Интеллигентам хотелось измениться. В смятении первых дней хотелось избавиться от одиночества, от эгоизма, усугублявшего страх. Это было инстинктивным движением, у которого имелась долгая интеллектуальная предыстория: вечная мечта о выходе из себя, об ответственности, о сверхличном. Все это выразилось сумбурно в странном чувстве совпадений. Интеллигент теперь должен был сам захотеть того самого, чего от него хотело общее. Старая утопическая задача (как она увлекала Герцена!) – не разрешится ли она синтезом логики государства с логическим абсурдом самоценной личности?
Не подлежавшим мобилизации хотелось безотлагательно что-то сделать – пойти в госпиталь, предложить себя в переводчики, написать в газету статью, и даже казалось, что нельзя взять за нее гонорар. Эти намерения и желания попадали в машину, совершенно неприспособленную к подобному психологическому материалу. С привычной грубостью и недоверием к доброй воле своих подопечных она от одних участков отбрасывала человека, в другие втягивала его принудительно.
Через несколько дней в Союзе писателей объявили, что все поедут в неизвестном направлении рыть противотанковые рвы или строить заграждения. Одни тотчас же отправились за медицинскими справками, другие – наиболее интеллигентные – с презрением говорили о людях, которые в такой момент считают себя выше физического труда.
– А вы знаете, что такое физический труд? – сказал по этому поводу Максимович, недавно вернувшийся из лагеря. – Вы когда-нибудь пробовали? Рыть лопатой, если знаете, что то, что нароете, даже отдаленно не похоже на норму. Ух, эти интеллигентские слюни… Ковырять землю мучительно, особенно потому, что совершенно бесполезно. Ну, вы увидите…
Увидели. Число медицинских справок быстро росло. Впрочем, скоро сверху перестали настаивать. Механизм работал формально, он поступал с человеком согласно тому, к какой категории в каждый данный момент был отнесен данный человек, вернее, данный общественный слой. В Ленинграде писатели, художники и другие – это сначала была категория добровольно зачисляемых в ополчение. Необученных, почти невооруженных, их мгновенно бросили под свежие немецкие силы. Погибли все. Довольно скоро писатели, художники, ученые стали категорией золотого фонда, который следовало эвакуировать и беречь. Шостаковича сначала посылали на крышу тушить зажигательные бомбы, потом вывозили из Ленинграда специальным самолетом. И тем и другим очень гордились. От писателей и прочих скоро потребовалось то же, что и всегда, только в большей мере.

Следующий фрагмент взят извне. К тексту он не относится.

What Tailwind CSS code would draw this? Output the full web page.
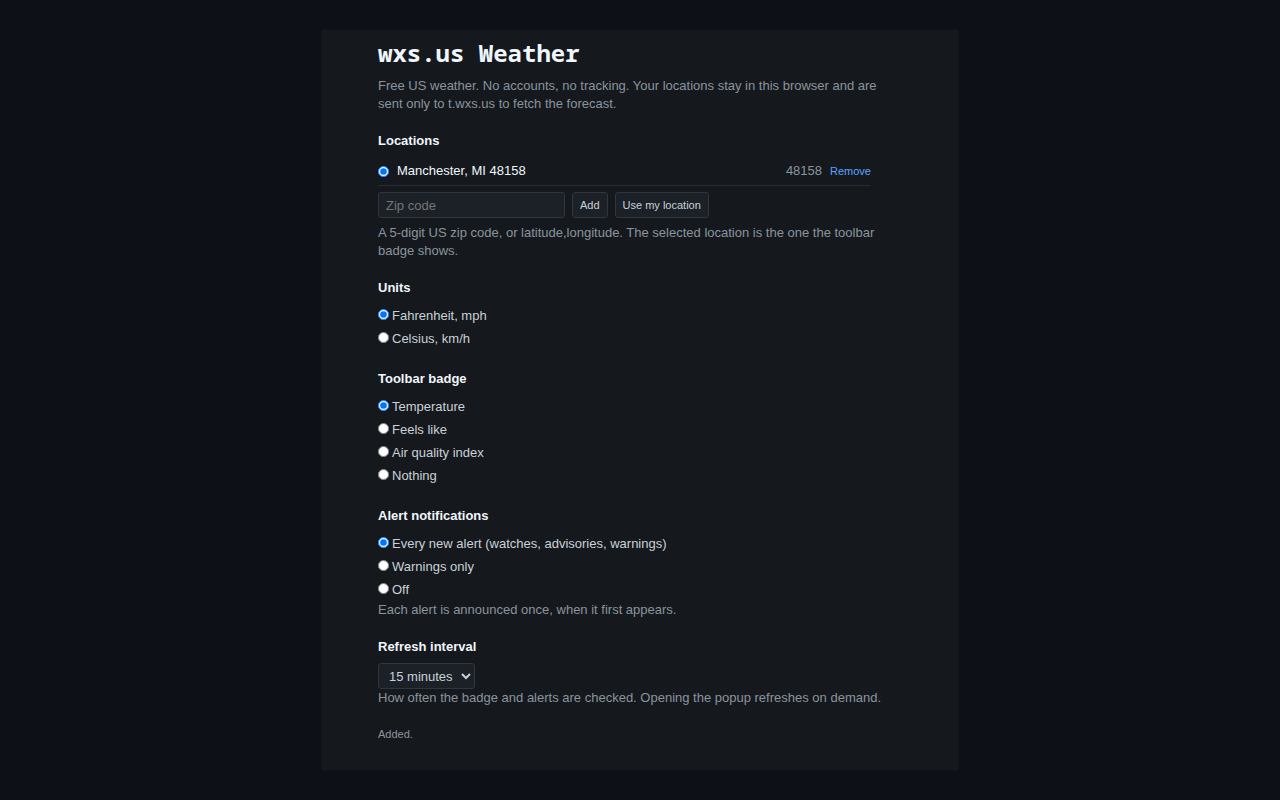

Фронт жил по своим законам. Там были задачи, которые кто-то решал или не решал, или ожидание задач. Глубокий тыл тоже имел свой распорядок. Там делали пушки или хлеб; там же откровенно отсиживались. А вот в прифронтовом, простреливаемом тылу, где почти нечего было делать (людям партикулярным), установилась какая-то странная действительность, иными чертами похожая на действительность 37-го года.
У тех и у этих были свои сроки. Эти прилетали вначале в строго определенные часы; немецкая аккуратность входила в программу психической атаки (что хотим, то и делаем). Те были менее точны; считалось, однако, что позже четырех часов утра они приходят редко. Часов с четырех утра и до вечера человек воображал себя в безопасности. Эта воображаемая передышка многих, вероятно, избавила от помешательства.
В темноте, в немоте – ожидание вырванного с мясом звонка или серия взаимосвязанных звуков, возвещающих начало бомбежки. Утренняя неизвестность…
Постепенно выясняется – прямое попадание в угловой дом. Постепенно выяснялось – из знакомых за ночь арестованы имярек и имярек. Раньше усиленно бомбили центр, например Моховую или пытались попасть в Радиокомитет. А сейчас, заметьте, они явно интересуются Выборгской стороной. Вот уже недели полторы, заметьте, как они систематически обходят центр. В центре у нас, может быть, больше ничего и не будет. – Ну, разумеется, липа. Но почему именно эта липа? Не случайно. А. был связан с такими людьми… Б. – неосторожен, он разговаривал. У В., знаете, эти родственники. Если не иметь родственников и не разговаривать, – может быть, ничего не будет. – Центр как-никак оставили в покое. Ну, конечно, случайное попадание… Помрачающая разум чересполосица.